PROBLEM DETAILS
Work out how many lines in the listing below include the word "that". Give nothing but the number.

Rows from a dataset of pages and code:

○ ○ ○ ○

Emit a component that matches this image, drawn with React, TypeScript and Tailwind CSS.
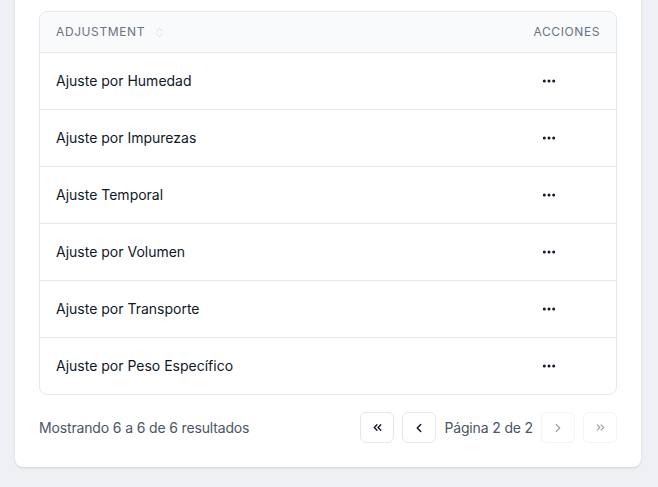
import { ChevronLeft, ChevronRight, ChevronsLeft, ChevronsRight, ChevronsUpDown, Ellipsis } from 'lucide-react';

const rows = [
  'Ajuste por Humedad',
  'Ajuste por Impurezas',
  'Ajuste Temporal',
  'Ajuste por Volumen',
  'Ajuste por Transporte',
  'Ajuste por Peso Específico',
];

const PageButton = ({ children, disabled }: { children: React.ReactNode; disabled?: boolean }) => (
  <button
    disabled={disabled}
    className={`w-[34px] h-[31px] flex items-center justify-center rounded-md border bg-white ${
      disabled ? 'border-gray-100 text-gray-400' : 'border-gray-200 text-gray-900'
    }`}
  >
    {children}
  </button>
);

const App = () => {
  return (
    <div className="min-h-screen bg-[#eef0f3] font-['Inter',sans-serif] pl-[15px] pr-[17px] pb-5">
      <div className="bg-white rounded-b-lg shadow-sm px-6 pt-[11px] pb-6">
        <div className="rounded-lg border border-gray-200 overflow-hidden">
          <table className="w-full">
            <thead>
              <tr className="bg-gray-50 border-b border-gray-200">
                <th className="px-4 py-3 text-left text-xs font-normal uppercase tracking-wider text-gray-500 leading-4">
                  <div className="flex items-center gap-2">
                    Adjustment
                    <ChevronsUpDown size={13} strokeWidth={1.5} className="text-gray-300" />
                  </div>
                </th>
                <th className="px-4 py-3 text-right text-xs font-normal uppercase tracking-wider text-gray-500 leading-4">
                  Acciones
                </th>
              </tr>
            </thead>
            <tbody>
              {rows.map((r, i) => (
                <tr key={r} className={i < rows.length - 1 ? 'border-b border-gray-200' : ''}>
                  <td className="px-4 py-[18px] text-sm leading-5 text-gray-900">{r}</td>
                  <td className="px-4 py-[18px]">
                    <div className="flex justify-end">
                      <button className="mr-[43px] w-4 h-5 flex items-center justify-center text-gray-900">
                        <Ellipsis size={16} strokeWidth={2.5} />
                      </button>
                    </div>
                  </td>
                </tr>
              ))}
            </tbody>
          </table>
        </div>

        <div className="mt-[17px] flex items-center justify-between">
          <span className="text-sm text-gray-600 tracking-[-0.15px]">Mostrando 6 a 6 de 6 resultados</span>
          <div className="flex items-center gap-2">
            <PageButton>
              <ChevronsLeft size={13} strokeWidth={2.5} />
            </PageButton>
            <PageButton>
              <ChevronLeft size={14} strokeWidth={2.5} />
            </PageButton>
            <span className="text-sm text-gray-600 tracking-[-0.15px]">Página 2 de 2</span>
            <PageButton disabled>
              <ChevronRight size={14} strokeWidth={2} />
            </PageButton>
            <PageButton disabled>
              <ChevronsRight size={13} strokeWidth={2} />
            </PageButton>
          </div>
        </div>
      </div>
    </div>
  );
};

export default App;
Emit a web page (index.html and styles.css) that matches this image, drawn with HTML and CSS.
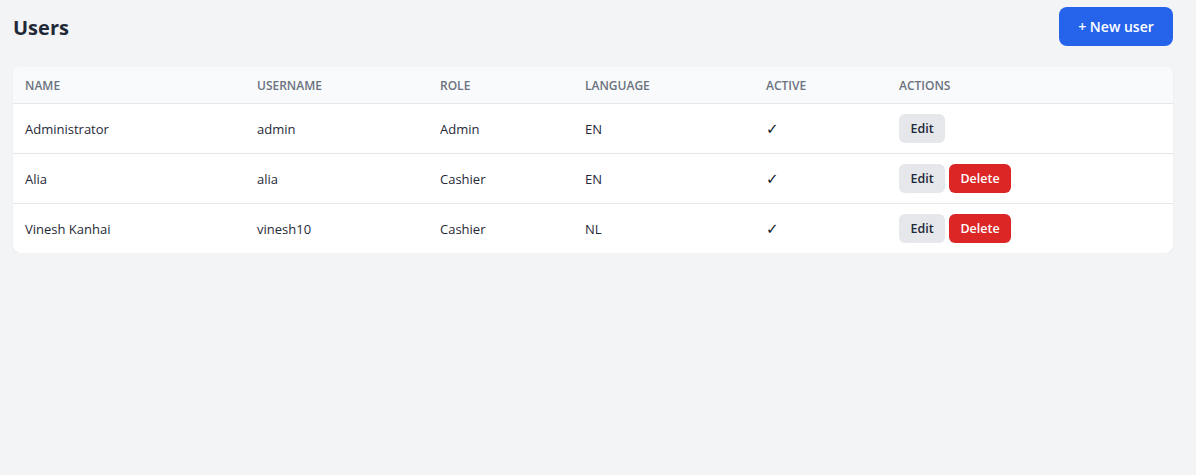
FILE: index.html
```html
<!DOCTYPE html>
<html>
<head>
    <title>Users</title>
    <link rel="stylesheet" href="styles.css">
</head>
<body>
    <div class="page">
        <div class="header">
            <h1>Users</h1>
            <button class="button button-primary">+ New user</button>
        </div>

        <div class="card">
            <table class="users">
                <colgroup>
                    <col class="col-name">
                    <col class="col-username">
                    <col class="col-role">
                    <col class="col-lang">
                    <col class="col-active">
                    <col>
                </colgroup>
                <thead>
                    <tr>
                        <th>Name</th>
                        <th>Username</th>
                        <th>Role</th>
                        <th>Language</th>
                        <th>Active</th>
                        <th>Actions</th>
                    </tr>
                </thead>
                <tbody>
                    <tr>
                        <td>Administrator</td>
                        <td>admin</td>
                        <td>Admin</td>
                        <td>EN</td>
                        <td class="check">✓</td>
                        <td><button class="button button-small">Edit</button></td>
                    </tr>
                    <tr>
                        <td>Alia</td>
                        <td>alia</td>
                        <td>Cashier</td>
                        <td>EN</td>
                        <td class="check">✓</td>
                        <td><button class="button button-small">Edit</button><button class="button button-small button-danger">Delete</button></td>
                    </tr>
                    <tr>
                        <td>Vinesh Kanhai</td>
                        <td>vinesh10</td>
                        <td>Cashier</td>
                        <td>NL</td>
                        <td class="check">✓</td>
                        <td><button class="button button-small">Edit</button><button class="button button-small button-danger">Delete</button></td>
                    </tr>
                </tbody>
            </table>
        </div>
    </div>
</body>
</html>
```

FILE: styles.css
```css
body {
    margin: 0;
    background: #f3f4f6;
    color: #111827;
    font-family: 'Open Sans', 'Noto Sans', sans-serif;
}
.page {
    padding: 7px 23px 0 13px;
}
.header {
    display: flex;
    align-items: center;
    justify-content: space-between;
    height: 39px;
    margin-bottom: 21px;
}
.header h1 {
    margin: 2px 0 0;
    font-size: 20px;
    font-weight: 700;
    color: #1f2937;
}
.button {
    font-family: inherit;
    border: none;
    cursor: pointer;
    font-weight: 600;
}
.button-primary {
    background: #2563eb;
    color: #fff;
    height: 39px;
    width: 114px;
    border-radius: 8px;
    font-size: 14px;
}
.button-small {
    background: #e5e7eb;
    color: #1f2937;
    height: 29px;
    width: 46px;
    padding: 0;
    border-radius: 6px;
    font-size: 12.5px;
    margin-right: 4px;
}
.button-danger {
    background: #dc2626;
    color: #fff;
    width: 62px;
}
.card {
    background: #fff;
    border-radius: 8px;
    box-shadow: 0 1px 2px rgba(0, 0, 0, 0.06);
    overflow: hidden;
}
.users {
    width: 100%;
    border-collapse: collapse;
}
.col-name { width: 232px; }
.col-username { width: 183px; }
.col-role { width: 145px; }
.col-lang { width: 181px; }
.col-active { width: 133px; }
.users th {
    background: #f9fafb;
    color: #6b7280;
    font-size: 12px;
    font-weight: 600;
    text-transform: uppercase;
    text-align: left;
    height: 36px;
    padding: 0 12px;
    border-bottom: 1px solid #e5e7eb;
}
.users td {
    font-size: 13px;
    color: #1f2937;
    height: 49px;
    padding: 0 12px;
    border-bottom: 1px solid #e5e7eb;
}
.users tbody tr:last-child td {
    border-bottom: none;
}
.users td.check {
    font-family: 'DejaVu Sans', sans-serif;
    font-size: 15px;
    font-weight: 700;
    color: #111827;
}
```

○ ○ ○ ○

RESULT BELOW
2